Geopolitics. Anything that could geopolitically affect global crude oil benchmarks could do the same exact thing in the global NG trade. Russian pipeline flows affect European LNG. Tariffs between Mexico / Canada affect HH and in turn gulf coast FOB LNG. Etc. Plenty of equivalent examples that drive huge swings in indices used in LNG pricing structures.

 

Crude Oil. Demand is immobile, supply changes, its all logistics and trading around that. Even if demand starts to decline, we will need smart oil traders for your entire career.

 
"StdntTrader" Assuming your ranking is in descending order, I would love to know why your view on LNG is so diametrically opposed to @EnergyHOU; there's a lot of hype right now around NG/LNG, I would love to hear the bear case from an industry vet.

there has been HYPE since 2010... LNG will come into play in a major way - but when?

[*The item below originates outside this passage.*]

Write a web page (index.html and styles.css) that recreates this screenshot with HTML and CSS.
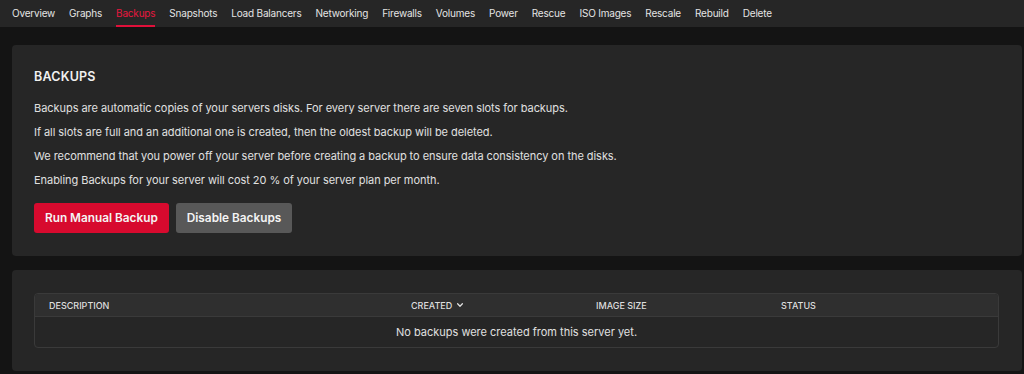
FILE: index.html
```html
<!DOCTYPE html>
<html lang="en">
<head>
<meta charset="utf-8">
<title>Backups</title>
<link rel="stylesheet" href="styles.css">
</head>
<body>
<nav class="tabs">
  <a class="tab">Overview</a>
  <a class="tab">Graphs</a>
  <a class="tab active">Backups</a>
  <a class="tab">Snapshots</a>
  <a class="tab">Load Balancers</a>
  <a class="tab">Networking</a>
  <a class="tab">Firewalls</a>
  <a class="tab">Volumes</a>
  <a class="tab">Power</a>
  <a class="tab">Rescue</a>
  <a class="tab">ISO Images</a>
  <a class="tab">Rescale</a>
  <a class="tab">Rebuild</a>
  <a class="tab">Delete</a>
</nav>
<main class="content">
  <section class="card info">
    <h2 class="title">BACKUPS</h2>
    <p class="text">Backups are automatic copies of your servers disks. For every server there are seven slots for backups.</p>
    <p class="text">If all slots are full and an additional one is created, then the oldest backup will be deleted.</p>
    <p class="text">We recommend that you power off your server before creating a backup to ensure data consistency on the disks.</p>
    <p class="text">Enabling Backups for your server will cost 20 % of your server plan per month.</p>
    <div class="actions">
      <button class="btn btn-primary">Run Manual Backup</button>
      <button class="btn btn-secondary">Disable Backups</button>
    </div>
  </section>
  <section class="card list">
    <div class="table">
      <div class="thead">
        <div class="th col-desc">DESCRIPTION</div>
        <div class="th col-created">CREATED <svg class="chev" viewBox="0 0 10 10" width="8" height="8"><path d="M2 3.5 L5 6.5 L8 3.5" fill="none" stroke="currentColor" stroke-width="1.6" stroke-linecap="round" stroke-linejoin="round"/></svg></div>
        <div class="th col-size">IMAGE SIZE</div>
        <div class="th col-status">STATUS</div>
      </div>
      <div class="empty">No backups were created from this server yet.</div>
    </div>
  </section>
</main>
</body>
</html>
```
FILE: styles.css
```css
html, body {
  margin: 0;
  padding: 0;
  background: #141414;
  color: #e2e2e2;
  font-family: Inter, "Noto Sans", sans-serif;
}

.tabs {
  display: flex;
  align-items: stretch;
  gap: 14px;
  height: 27px;
  padding: 0 12px;
  background: #262626;
  box-sizing: border-box;
}

.tab {
  display: flex;
  align-items: center;
  font-size: 10px;
  letter-spacing: -0.2px;
  color: #e4e4e4;
  border-bottom: 2px solid transparent;
  padding-top: 1px;
  box-sizing: border-box;
  cursor: pointer;
}

.tab.active {
  color: #e8173f;
  border-bottom-color: #e0103a;
}

.content {
  display: flex;
  flex-direction: column;
  gap: 14px;
  padding: 18px 2px 0 12px;
}

.card {
  background: #262626;
  border-radius: 4px;
}

.info {
  padding: 24px 22px 23px;
}

.title {
  margin: 0 0 11px;
  font-size: 12.5px;
  font-weight: 600;
  line-height: 16px;
  color: #f0f0f0;
  letter-spacing: 0.2px;
}

.text {
  margin: 0;
  font-size: 11px;
  line-height: 24px;
  letter-spacing: -0.05px;
  color: #e0e0e0;
}

.actions {
  display: flex;
  gap: 7px;
  margin-top: 11px;
}

.btn {
  height: 30px;
  padding: 0 11px;
  border: none;
  border-radius: 3px;
  font-family: Inter, "Noto Sans", sans-serif;
  font-size: 11.8px;
  font-weight: 600;
  color: #f4f4f4;
  cursor: pointer;
}

.btn-primary {
  background: #d70a2e;
}

.btn-secondary {
  background: #585858;
}

.list {
  padding: 23px 23px 23px 22px;
}

.table {
  border: 1px solid #3a3a3a;
  border-radius: 4px;
  overflow: hidden;
}

.thead {
  display: flex;
  height: 22px;
  align-items: center;
  background: #2f2f2f;
  border-bottom: 1px solid #3a3a3a;
}

.th {
  font-size: 9px;
  font-weight: 500;
  color: #dedede;
  padding-left: 14px;
  box-sizing: border-box;
  display: flex;
  align-items: center;
  gap: 4px;
}

.col-desc { width: 362px; }
.col-created { width: 185px; }
.col-size { width: 185px; }
.col-status { flex: 1; }

.chev {
  display: block;
}

.empty {
  height: 30px;
  display: flex;
  align-items: center;
  justify-content: center;
  font-size: 11px;
  color: #e0e0e0;
}
```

i am 36 and LNG was the new new thing when i was coming out of school - still not a game changer

 

Non-commodities - anything that trades in relatively illiquid, brokered markets for job safety + room for alpha

Above commods - LPG. Markets in the US are very fragmented due to regulation, which leads to volatility and more opportunity to make a name for yourself on a desk. When I was on a commods floor the LPG/light end guys always looked like they were having the most fun

 
"hoornsup06" Non-commodities - anything that trades in relatively illiquid, brokered markets for job safety + room for alpha

Above commods - LPG. Markets in the US are very fragmented due to regulation, which leads to volatility and more opportunity to make a name for yourself on a desk. When I was on a commods floor the LPG/light end guys always looked like they were having the most fun

they still are

 

Crude is king. You’ll make the most money as a crude trader if you’re good cause the dollar size of all the deals is much bigger. Caveat - if you work for a oil major as a crude trader, unless it’s BP, most of what you’ll be doing is supply trading. Which is either A) Get rid of the barrel or B) Find me this exact barrel. With given price targets. So not as fun. But still lucrative.

Middle distillates is Fungible - with some room for optimization but there is global arbitrage opportunities so that makes it a bit more fun than crude, less direction around how to trade it from the helicopter parent company.

Light Distillates are dogs, in today’s market no one wants Naphtha or Gasoline so it’s a wave of people trying to optimize it. Low margins means unless you’re at a trade shop (Vito’s/Trafi/Gunvor/Freepoint) - you’ll have the smallest book in the company. Which means smaller bonuses.

LNG/LPG/NGL - very interesting. In today’s world it’s all about building natural gas infrastructure and signing long term deals. You’ve got fractured markets and it’s really very “corporate” right now. So the guys who win are the guys with weak transfer prices and the best new docks/fracs etc. very much in its infancy and not really sure where it wants to go. If you live in Houston - this is where you’ll find all the job openings. Otherwise you’re very limited on where you can work.

 

Guy at my firm runs the desk by himself and I believe PnL is in the millions every year. He also works less hours than I do and has to talk to less people...so I think he may be onto something...

"When you stop striving for perfection, you might as well be dead."
 

I'm in proprietary power trading. The lack of demand elasticity gives some interesting price distributions: good for trading. There are also lots of opportunities to run different strategies: cross-commodity (most markets have both coal and gas installed capacity), locational strategies for interconnected markets (you don't need to own capacity for this), pure power fundamentals via fuel spreads (power price - fuel cost - carbon cost).

The volume of data (half hourly settlement in my market) also gives you plenty of opportunity to work on new analysis!